### Set task
Print the material below exactly as it stands, please, from its first line to the line holding "type Label = [string, number, number, number];", with no pictures.

### Data shown
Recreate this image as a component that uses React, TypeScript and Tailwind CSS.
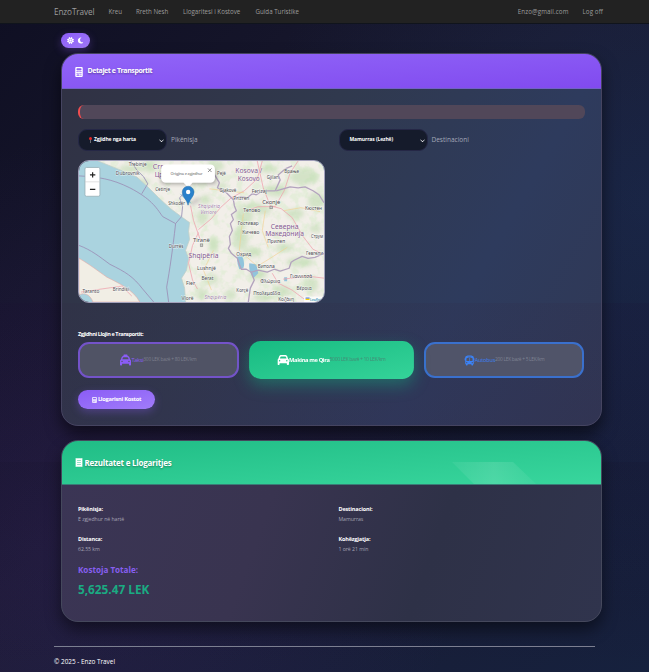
import React from "react";
import { FaCalculator, FaCar, FaTaxi, FaBus, FaMoon, FaSun, FaReceipt, FaChevronDown } from "react-icons/fa6";

type Label = [string, number, number, number];

const towns: Label[] = [
  ["Dubrovnik", 115, 174, 24],
  ["Trebinje", 128, 165, 18],
  ["Cetinje", 154.5, 190.5, 15],
  ["Shkodër", 167.5, 204.5, 17],
  ["Durrës", 168, 248, 15],
  ["Taranto", 81.5, 292.5, 17],
  ["Brindisi", 112, 290.5, 16],
  ["Fier", 185.5, 285, 9],
  ["Vlorë", 181, 300, 12],
  ["Lushnjë", 196.5, 270, 19],
  ["Berat", 201, 279.5, 12],
  ["Pejë", 216.5, 174.5, 9],
  ["Gjakovë", 219, 191, 17],
  ["Gjilan", 266.5, 178, 12],
  ["Ferizaj", 251.5, 191.8, 15],
  ["Prizren", 233, 199.7, 16],
  ["Врање", 284, 172.5, 15],
  ["Тетово", 243, 211.5, 17],
  ["Гостивар", 237.5, 224.5, 21],
  ["Кичево", 242, 233.5, 17],
  ["Прилеп", 267, 243, 18],
  ["Охрид", 236, 256, 15],
  ["Битола", 257.5, 267.5, 17],
  ["Кюстен", 305, 209.5, 17],
  ["Струм", 311, 237.5, 12],
  ["Гевгели", 306, 254.5, 17],
  ["Φλώρινα", 260, 283, 20],
  ["Γιαννιτσά", 290, 278, 22],
  ["Βέροια", 296.5, 290, 15],
  ["Korçë", 236, 292, 12],
  ["Πτολεμαΐδα", 253, 294.5, 27],
  ["Κοζάνη", 278, 301, 16],
];

const regions: Label[] = [
  ["Crna", 152, 168.5, 16],
  ["Црна", 154, 176.5, 16],
  ["Kosova /", 235, 172, 27],
  ["Kosovo", 237.5, 180, 22],
  ["Shqipëria", 188, 257.5, 30],
  ["Северна", 270.5, 228, 28],
  ["Македонија", 265, 235.5, 39],
];

const woods = [
  [130, 168, 12, 4], [148, 165, 9, 5], [143, 181, 7, 3], [215, 165, 9, 5], [222, 185, 5, 3],
  [244, 215, 9, 10], [240, 238, 8, 12], [252, 252, 9, 5], [263, 210, 8, 4], [276, 190, 12, 6],
  [304, 176, 14, 8], [316, 200, 8, 9], [295, 213, 9, 5], [254, 205, 9, 3], [300, 262, 14, 5],
  [258, 274, 9, 5], [282, 291, 9, 6], [263, 297, 10, 5], [311, 285, 7, 8], [213, 244, 5, 7],
  [211, 279, 7, 5], [202, 216, 6, 7], [230, 295, 6, 5], [284, 247, 9, 4], [268, 168, 9, 4],
  [201, 294, 5, 6], [205, 199, 5, 5], [315, 228, 6, 4],
];

function MapView() {
  return (
    <svg viewBox="78 160 246 142" preserveAspectRatio="none" className="block h-full w-full" fontFamily="Noto Sans, sans-serif">
      <defs>
        <filter id="soft" x="-50%" y="-50%" width="200%" height="200%">
          <feGaussianBlur stdDeviation="2" />
        </filter>
        <filter id="relief" x="0" y="0" width="100%" height="100%">
          <feTurbulence type="fractalNoise" baseFrequency="0.11" numOctaves="3" seed="8" />
          <feColorMatrix values="0 0 0 0 0.68  0 0 0 0 0.84  0 0 0 0 0.6  0 5 0 0 -2.4" />
        </filter>
        <clipPath id="land">
          <path d="M97 160 L117 168 136 176 147 186 158 197 170 208 182 217 189 222 188 231 189 239 185 250 188 258 186 270 181 278 184 288 185 302 H324 V160Z" />
        </clipPath>
      </defs>
      <rect x="78" y="160" width="246" height="142" fill="#aad3df" />
      <g clipPath="url(#land)">
        <rect x="78" y="160" width="246" height="142" fill="#f2efe9" />
        <rect x="78" y="160" width="246" height="142" filter="url(#relief)" opacity="0.5" />
        <g fill="#b5d8a6" opacity="0.5" filter="url(#soft)">
          {woods.map(([x, y, rx, ry]) => (
            <ellipse key={`${x}-${y}`} cx={x} cy={y} rx={rx} ry={ry} />
          ))}
        </g>
      </g>
      <path d="M97 160 L117 168 136 176 147 186 158 197 170 208 182 217 189 222 188 231 189 239 185 250 188 258 186 270 181 278 184 288 185 302" fill="none" stroke="#c0cfc9" strokeWidth="0.8" />
      <path d="M78 258 C90 265 96 270 106 277 C118 283 133 290 139 302 H92 C89 294 83 292 78 295Z" fill="#f1eee5" stroke="#e5aaa5" strokeWidth="0.6" />
      <path d="M179 193 L187 196 191 203 186 200Z M237 256 h5 q3 7 1 12 l-4 1 q-3-7-2-13Z M249 263 l7 1 2 9 -5 5 q-5-7-4-15Z M284 277 h3 v4 h-3Z" fill="#91c4dc" />
      <g fill="none" stroke="#efa5b0" strokeWidth="0.8">
        <path d="M198 229 L211 218 220 207 231 197 244 190 257 178 262 160" />
        <path d="M257 160 L263 187 270 205 281 208 292 217 303 236 313 249 324 254" />
        <path d="M246 210 L258 206 275 206 284 190 290 172 298 160" />
        <path d="M198 232 L192 245 188 263 192 280 197 289" />
        <path d="M80 292 L100 289 121 286 M121 286 L131 296" />
        <path d="M272 273 L278 283 292 290 304 299 M283 279 L308 276 324 278" />
        <path d="M190 205 L193 220 200 240" />
      </g>
      <g fill="none" stroke="#f3cf8d" strokeWidth="0.6">
        <path d="M209 188 L225 190 244 192 M243 213 L241 230 239 250 257 266 270 258 287 247 M265 210 L262 230 268 247" />
        <path d="M213 250 L203 270 211 290 M284 210 L301 207 320 211" />
      </g>
      <g fill="none" stroke="#9c93b8" strokeWidth="0.9" strokeLinejoin="round">
        <path d="M78 175 C97 176 111 178 129 187 C150 198 155 206 162 216 L175 223 181 216 182 206 179 197 187 189" />
        <path d="M141 193 L147 183 143 176 136 169 130 160" />
        <path d="M175 223 C172 250 169 270 166 287 L168 302" />
        <path d="M78 245 C91 250 98 256 109 264 C125 272 132 276 142 289 L153 302" />
      </g>
      <g fill="none" stroke="#b3a3be" strokeWidth="1.300" strokeLinejoin="round">
        <path d="M213 172 L219 182 217 187 226 192 233 199 240 196 247 197 252 193 256 194 263 190 275 190 280 179 278 174 285 168 292 165" />
        <path d="M233 199 L234 205 236 210 231 214 233 219 230 223 232 230 229 236 230 244 228 248 231 253 237 258 239 264 241 269 246 269 251 272 258 270 267 272 274 269 280 271 289 268 291 262 294 260 302 256 308 258 315 257 324 253" />
        <path d="M276 190 L283 188 290 186 298 187 305 186 313 190 319 194 324 202" />
        <path d="M251 272 L254 280 250 288 248 302" />
      </g>
      <g fontSize="4.900" fill="#4c4c50" stroke="#fff" strokeOpacity="0.7" strokeWidth="0.8" paintOrder="stroke">
        {towns.map(([name, x, y, w]) => (
          <text key={name} x={x} y={y} textLength={w} lengthAdjust="spacingAndGlyphs">{name}</text>
        ))}
        <text x="192.500" y="242" fontSize="6" textLength="17">Tiranë</text>
        <text x="262" y="203.500" fontSize="6" textLength="18">Скопје</text>
      </g>
      <g fontSize="6.300" fill="#83588f" stroke="#fff" strokeOpacity="0.6" strokeWidth="0.7" paintOrder="stroke">
        {regions.map(([name, x, y, w]) => (
          <text key={name} x={x} y={y} textLength={w} lengthAdjust="spacingAndGlyphs">{name}</text>
        ))}
        <g fontSize="5" fontStyle="italic" fill="#a27eab">
          <text x="197.500" y="207.500" textLength="22">Shqipëria</text>
          <text x="200" y="213.500" textLength="16">Veriore</text>
          <text x="204" y="298.500" textLength="22">Shqipëria</text>
        </g>
      </g>
      <rect x="199.700" y="243.500" width="2.600" height="2.600" fill="#ccc" stroke="#777" strokeWidth="0.5" />
      <rect x="269.700" y="205.500" width="2.600" height="2.600" fill="#ccc" stroke="#777" strokeWidth="0.5" />

      <path d="M161 169 h54 v14 h-54Z" fill="#000" opacity="0.35" filter="url(#soft)" />
      <path d="M165 163.500 H210 a4.500 4.500 0 0 1 4.500 4.500 V177.500 a4.500 4.500 0 0 1 -4.500 4.500 H192 L187.500 186.500 183 182 H165 a4.500 4.500 0 0 1 -4.500 -4.500 V168 a4.500 4.500 0 0 1 4.500 -4.500Z" fill="#fff" />
      <text x="170" y="174" fontSize="3.900" fill="#666" textLength="32">Origjina e zgjedhur</text>
      <path d="M207.500 167.500 l3.600 3.600 m0 -3.600 l-3.600 3.600" stroke="#757575" strokeWidth="0.8" />
      <path d="M188 204 L197 197 200 199 192 204Z" fill="#000" opacity="0.25" filter="url(#soft)" />
      <path d="M187.500 204.500 C186.500 199 181.700 196 181.700 191.300 a5.900 5.900 0 0 1 11.800 0 C193.500 196 188.500 199 187.500 204.500Z" fill="#2a81cb" stroke="#226da9" strokeWidth="0.5" />
      <circle cx="187.600" cy="191.200" r="2.200" fill="#fff" />

      <rect x="84" y="166.500" width="15" height="29" rx="1.500" fill="#fff" stroke="#98aeb6" strokeWidth="0.8" />
      <path d="M84 181 h15" stroke="#ccc" strokeWidth="0.6" />
      <path d="M89 174 h5.400 M91.700 171.300 v5.400 M89 188.500 h5.400" stroke="#222" strokeWidth="1.200" />
      <rect x="304" y="296.500" width="20" height="6" fill="#fff" opacity="0.75" />
      <path d="M305.500 297.500 h4 v1.300 h-4Z" fill="#4c7be1" />
      <path d="M305.500 298.800 h4 v1.300 h-4Z" fill="#ffd500" />
      <text x="310" y="300.600" fontSize="3.600" fill="#0078a8" textLength="11">Leaflet</text>
    </svg>
  );
}

function PlaceSelect({ value, label, pin }: { value: string; label: string; pin?: boolean }) {
  return (
    <div className="flex items-center">
      <div className="flex h-[22px] w-[89px] items-center rounded-[9px] border border-[#252746] bg-[#151b2b] pl-[10px] pr-[2px] text-[5px] font-bold tracking-[-0.1px] text-white">
        {pin && (
          <svg viewBox="0 0 4 8" className="mr-[2px] h-[6px] w-[3px]">
            <path d="M1.600 3h.8v5h-.8z" fill="#aaa" />
            <circle cx="2" cy="2" r="2" fill="#e52b2b" />
          </svg>
        )}
        <span className="whitespace-nowrap">{value}</span>
        <FaChevronDown className="ml-auto h-[5px] w-[5px]" />
      </div>
      <span className="ml-1 text-[6.500px] text-[#a4a8b7]">{label}</span>
    </div>
  );
}

function Fact({ title, value }: { title: string; value: string }) {
  return (
    <div className="h-[29.500px]">
      <div className="text-[5.500px] font-bold leading-[10px] tracking-[-0.15px] text-white">{title}</div>
      <div className="text-[5.200px] leading-[10px] tracking-[-0.05px] text-[#a5a4b4]">{value}</div>
    </div>
  );
}

export default function App() {
  return (
    <div className="flex h-[672px] w-full flex-col overflow-hidden bg-[linear-gradient(180deg,transparent_303px,#1a0c3020_303px,#1a0c3020_462px,#150c2838_462px,transparent_672px),radial-gradient(circle_at_10%_80%,#56309a2e,transparent_50%),radial-gradient(circle_at_100%_30%,#1c458038,transparent_50%),linear-gradient(135deg,#0f0f23_0%,#1a1a30_45%,#16213e_100%)] font-['Open_Sans','Noto_Sans',sans-serif]">
      <nav className="flex h-6 shrink-0 items-center border-b border-[#10141c] bg-[#222] pl-[54px] pr-[46px] pt-px text-[6.200px] text-[#9d9d9d]">
        <span className="w-[54.500px] text-[8.200px] tracking-[-0.1px]">EnzoTravel</span>
        <span className="w-[27.500px]">Kreu</span>
        <span className="w-[47px]">Rreth Nesh</span>
        <span className="w-[72.500px] whitespace-nowrap">Llogaritesi i Kostove</span>
        <span>Guida Turistike</span>
        <span className="ml-auto tracking-[0.12px]">Enzo@gmail.com</span>
        <span className="ml-[14px] tracking-[0.1px]">Log off</span>
      </nav>

      <main className="ml-[61px] w-[540.500px] shrink-0 pt-[9px]">
        <button className="flex h-[15px] w-[29px] items-center justify-center gap-[3px] rounded-full bg-gradient-to-br from-[#8b5cf6] to-[#a078fa] text-white shadow-[0_3px_8px_#8b5cf650]">
          <FaSun size={7} />
          <FaMoon size={7} />
        </button>

        <section className="mt-[5px] h-[373px] overflow-hidden rounded-[17px] border border-[#454460] bg-[linear-gradient(180deg,transparent_249px,#30244020_249px,#35264a38_100%),linear-gradient(120deg,#303143_0%,#30394e_40%,#2e3b5d_72%,#303855_100%)] shadow-[0_8px_16px_#0008]">
          <header className="flex h-[35px] items-center border-b border-[#7360c8] bg-gradient-to-br from-[#9165f8] to-[#814aef] pl-[13px] pt-px text-[7px] font-bold tracking-[-0.42px] text-white [text-shadow:0_1px_2px_#0005]">
            <FaCalculator className="mr-[4.500px] h-[10px] w-[8px]" />
            Detajet e Transportit
          </header>
          <div className="px-4 pt-4">
            <div className="h-[14px] rounded-[6px] border-l-2 border-[#ef4d50] bg-[#514759]" />
            <div className="mt-[10px] grid grid-cols-[260.500px_1fr]">
              <PlaceSelect value="Zgjidhe nga harta" label="Pikënisja" pin />
              <PlaceSelect value="Mamurras (Lezhë)" label="Destinacioni" />
            </div>
            <div className="mt-[9px] h-[143px] w-[247px] overflow-hidden rounded-[11px] border border-[#a3a1bb]">
              <MapView />
            </div>
            <div className="mt-[25px] h-[12px] text-[5.500px] font-bold leading-[12px] tracking-[-0.41px] text-white">Zgjidhni Llojin e Transportit:</div>
            <div className="mt-[2px] flex gap-[14px]">
              <div className="flex h-[36px] flex-1 items-center justify-center whitespace-nowrap rounded-[11px] border-2 border-[#7453c9] bg-[#505365] text-[4.800px] tracking-[-0.210px] text-[#7e808e]">
                <FaTaxi className="h-[12px] w-[11px] shrink-0 text-[#8b5cf6]" />
                <span className="text-[5.500px] text-[#8b5cf6]">Taksi</span>
                <span>300 LEK bazë + 80 LEK/km</span>
              </div>
              <div className="flex h-[36px] flex-1 scale-105 items-center justify-center whitespace-nowrap rounded-[11px] bg-gradient-to-br from-[#16bb82] to-[#34d399] text-[4.800px] tracking-[-0.310px] text-[#438b76] shadow-[0_6px_15px_#10b98166]">
                <FaCar className="h-[12px] w-[11px] shrink-0 text-white" />
                <span className="text-[5.500px] font-bold tracking-[-0.38px] text-white">Makina me Qira</span>
                <span>5000 LEK bazë + 10 LEK/km</span>
              </div>
              <div className="flex h-[36px] flex-1 items-center justify-center whitespace-nowrap rounded-[11px] border-2 border-[#3a70cd] bg-[#505469] text-[4.800px] tracking-[-0.270px] text-[#7f8393]">
                <FaBus className="h-[11px] w-[11px] shrink-0 text-[#3b82f6]" />
                <span className="text-[5.500px] tracking-[-0.17px] text-[#3b82f6]">Autobus</span>
                <span>200 LEK bazë + 5 LEK/km</span>
              </div>
            </div>
            <button className="mt-3 flex h-[19px] w-[77px] items-center justify-center gap-[1px] rounded-full bg-gradient-to-br from-[#8b5cf6] to-[#a17cfa] text-[5.700px] font-bold tracking-[-0.27px] text-white shadow-[0_3px_9px_#8b5cf655]">
              <FaCalculator className="h-[6px] w-[5px]" />
              Llogarisni Kostot
            </button>
          </div>
        </section>

        <section className="mt-[14px] h-[182px] overflow-hidden rounded-[17px] border border-[#45485c] bg-[linear-gradient(110deg,#3b3555_0%,#393450_38%,#2e3147_68%,#30344d_100%)] shadow-[0_8px_16px_#0007]">
          <header className="relative flex h-[44px] items-center border-b border-[#397e77] bg-gradient-to-br from-[#20bd86] to-[#38d69d] pl-[13px] text-[8px] font-bold tracking-[-0.23px] text-white [text-shadow:0_1px_2px_#0005]">
            <FaReceipt className="mr-[1.500px] h-[9px] w-[8px]" />
            Rezultatet e Llogaritjes
            <svg className="absolute bottom-0 left-[390px] h-[22px] w-[84px]" viewBox="0 0 84 22">
              <defs>
                <linearGradient id="sheen">
                  <stop offset="0" stopColor="#fff" stopOpacity="0.05" />
                  <stop offset="0.5" stopColor="#fff" stopOpacity="0.12" />
                  <stop offset="1" stopColor="#fff" stopOpacity="0.04" />
                </linearGradient>
              </defs>
              <path d="M0 0 H61 L84 22 H22Z" fill="url(#sheen)" />
            </svg>
          </header>
          <div className="px-4 pt-[19px]">
            <div className="grid grid-cols-[260.500px_1fr]">
              <Fact title="Pikënisja:" value="E zgjedhur në hartë" />
              <Fact title="Destinacioni:" value="Mamurras" />
              <Fact title="Distanca:" value="62.55 km" />
              <Fact title="Kohëzgjatja:" value="1 orë 21 min" />
            </div>
            <div className="text-[8.100px] font-bold leading-[14px] text-[#875ff0]">Kostoja Totale:</div>
            <div className="mt-[3px] text-[11.800px] font-bold leading-[18px] text-[#1aab82]">5,625.47 LEK</div>
          </div>
        </section>
      </main>

      <footer className="ml-[54px] mt-[24px] w-[541px] border-t border-[#7c7f91] pt-[9px] text-[6.400px] leading-[12px] text-white">© 2025 - Enzo Travel</footer>
    </div>
  );
}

### Output
Recreate this image as a component that uses React, TypeScript and Tailwind CSS.
import React from "react";
import { FaCalculator, FaCar, FaTaxi, FaBus, FaMoon, FaSun, FaReceipt, FaChevronDown } from "react-icons/fa6";

type Label = [string, number, number, number];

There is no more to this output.